Offshore platforms and subsea wells often are designed to enable interventions to be performed during the completion phase of the well construction. An example of the above is the deployment of a deep-set plug (as a temporary barrier) to set the production packer and test integrity of the production tubing.
Each intervention has a direct cost due to rig time and the risks mitigation associated with the manual rig-up and testing of the pressure-control equipment addressing health, safety, and environmental challenges becomes a high priority that will consume time during the planning of operations. Operational risk is present due to the mechanical methods used for deployment and retrieval of the plug, and in deviated well designs, this risk will be even more severe due to the implied impact.

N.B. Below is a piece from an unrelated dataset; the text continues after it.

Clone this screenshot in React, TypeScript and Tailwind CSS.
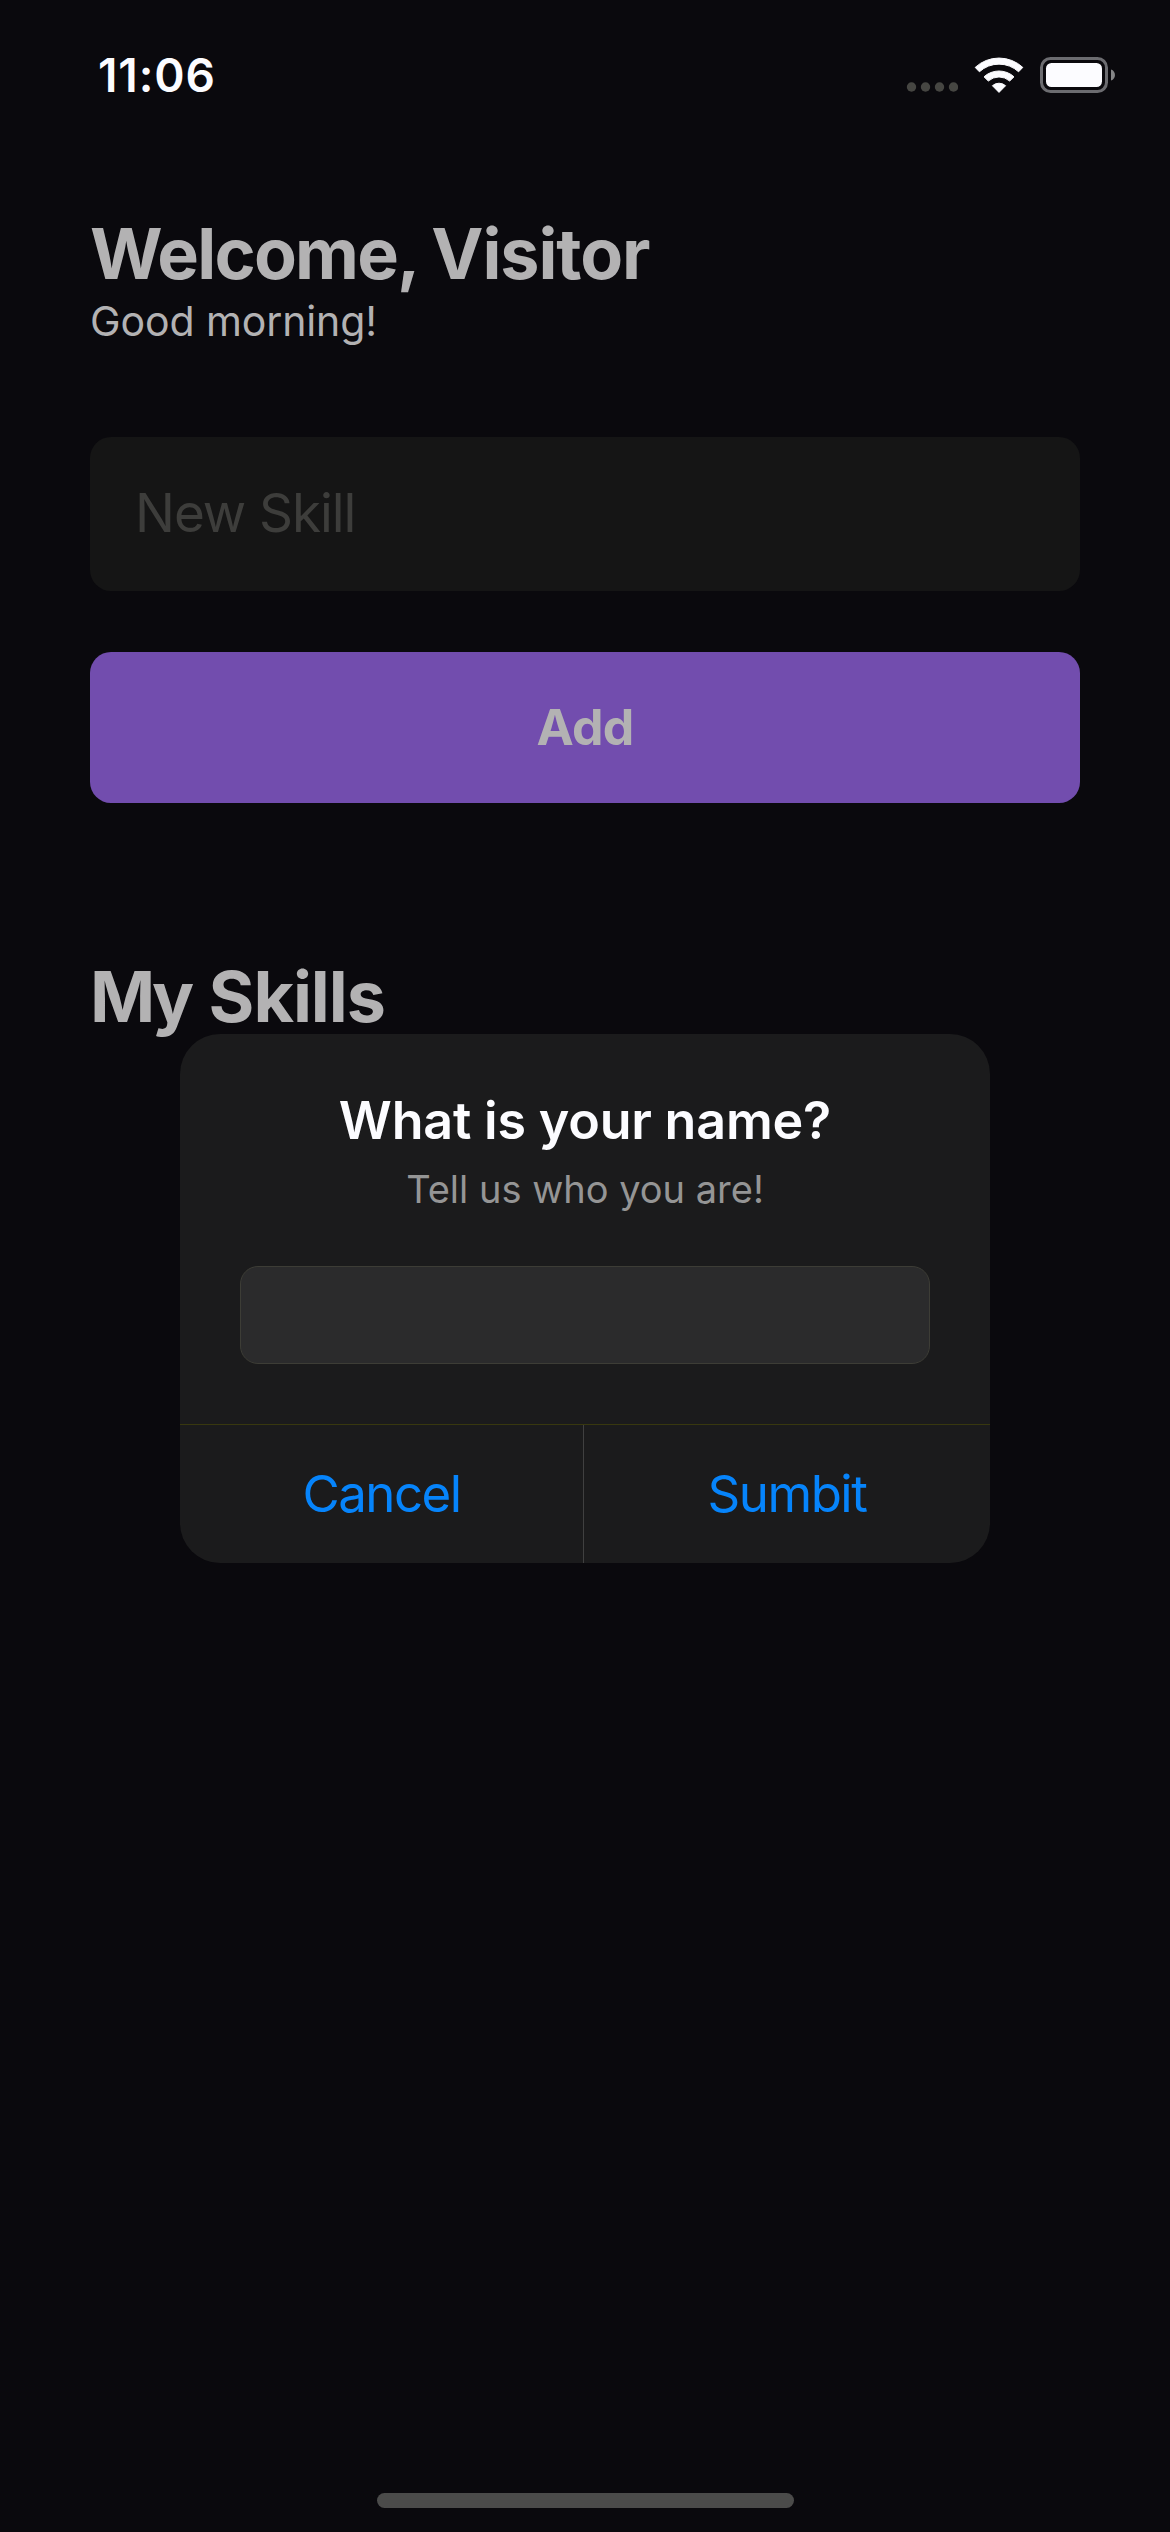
function CellularDots() {
  return (
    <svg width="52" height="12" viewBox="0 0 52 12" fill="#464642">
      <circle cx="5.5" cy="6" r="4.7" />
      <circle cx="19.5" cy="6" r="4.7" />
      <circle cx="33.5" cy="6" r="4.7" />
      <circle cx="47.5" cy="6" r="4.7" />
    </svg>
  );
}

function WifiIcon() {
  return (
    <svg
      width="50"
      height="38"
      viewBox="-25 -37 50 38"
      fill="#fcfcff"
      stroke="#fcfcff"
      strokeWidth="1"
      strokeLinejoin="round"
    >
      <path d="M-23.8 -25.6 A35 35 0 0 1 23.8 -25.6 L19.6 -21.2 A28.9 28.9 0 0 0 -19.6 -21.2 Z" />
      <path d="M-15 -16.2 A22.3 22.3 0 0 1 15 -16.2 L10.7 -12 A16.2 16.2 0 0 0 -10.7 -12 Z" />
      <path d="M-6.6 -7.3 A10 10 0 0 1 6.6 -7.3 L0 -0.6 Z" />
    </svg>
  );
}

function BatteryIcon() {
  return (
    <svg width="76" height="36" viewBox="0 0 76 36">
      <rect x="1.5" y="1.5" width="65" height="33" rx="9" fill="none" stroke="#6c6c70" strokeWidth="3" />
      <rect x="6" y="6" width="56" height="24" rx="5.5" fill="#fcfcff" />
      <path d="M71 12.5 C76.3 14 76.3 22 71 23.5 Z" fill="#858587" />
    </svg>
  );
}

function StatusBar() {
  return (
    <div className="flex h-[149px] shrink-0 items-center justify-between pr-[54px] pl-[98px]">
      <span className="text-[46px] leading-[56px] font-semibold tracking-[0.9px] text-[#fcfcff]">11:06</span>
      <div className="flex items-center">
        <div className="mt-6">
          <CellularDots />
        </div>
        <div className="mr-[16px] ml-[16px]">
          <WifiIcon />
        </div>
        <BatteryIcon />
      </div>
    </div>
  );
}

function NameDialog() {
  return (
    <div className="absolute inset-0 flex flex-col items-center pt-[1034px]">
      <div
        role="dialog"
        className="flex h-[529px] w-[810px] flex-col overflow-hidden rounded-[40px] bg-[#1b1b1c] text-center"
      >
        <h2 className="mt-[55px] text-[52px] leading-[64px] font-semibold tracking-[-0.2px] text-[#fcfcff]">
          What is your name?
        </h2>
        <p className="mt-[13px] text-[38px] leading-[46px] text-[#959595]">Tell us who you are!</p>
        <div className="mx-[60px] mt-[54px] h-[98px] shrink-0 rounded-[18px] border border-[#3d3d36] bg-[#2b2b2c]" />
        <div className="mt-[60px] grid flex-1 grid-cols-[403px_1fr] border-t border-[#38380f] text-[51px] tracking-[-1.5px] text-[#0684fb]">
          <button className="leading-[60px]">Cancel</button>
          <button className="border-l border-[#404040] leading-[60px]">Sumbit</button>
        </div>
      </div>
    </div>
  );
}

export default function App() {
  return (
    <div className="relative flex h-[2532px] w-[1170px] flex-col overflow-hidden bg-[#0a090d] font-['Inter',sans-serif] text-[#b3b2b3]">
      <StatusBar />
      <main className="flex flex-1 flex-col px-[90px] pt-[62px]">
        <h1 className="text-[70px] leading-[85px] font-bold tracking-[-1.78px] whitespace-nowrap">
          Welcome, <span className="tracking-[-1.1px]">Visitor</span>
        </h1>
        <p className="text-[41px] leading-[50px] tracking-[-0.1px]">Good morning!</p>
        <div className="mt-[91px] flex h-[154px] items-center rounded-[21px] bg-[#151515] pl-[45px] text-[53px] tracking-[-1.05px] text-[#3d3d3b]">
          New Skill
        </div>
        <button className="mt-[61px] h-[151px] rounded-[21px] bg-[#724dae] text-[50px] font-bold tracking-[-0.7px]">
          Add
        </button>
        <h2 className="mt-[151px] text-[70px] leading-[85px] font-bold tracking-[-1.05px] [word-spacing:3px]">
          <span className="tracking-[-4px]">My</span> Skills
        </h2>
      </main>
      <NameDialog />
      <div className="mb-[24px] h-[15px] w-[417px] self-center rounded-full bg-[#4b4b4a]" />
    </div>
  );
}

Using a case study in Equatorial Guinea, West Africa, this paper demonstrates how barrier provisions with remote open/close technology capabilities enables interventions to be removed from a completion design. The technology described was used in a horizontal subsea producer well drilled to 3,460m, and will illustrate how combining downhole electronic control with a full-bore hydraulically operated barrier valve removes any need for running control lines to surface. Surface applied pressure and time combinations were used to command remote actuation of the valve. The factors that must be considered when determining these commands are also discussed.
The successful field deployment discussed in this case history illustrates how applying remote open/close technology provided the opportunity to challenge conventional completion methodology and was capable of providing significant cost savings as well as simplifying operational strategies.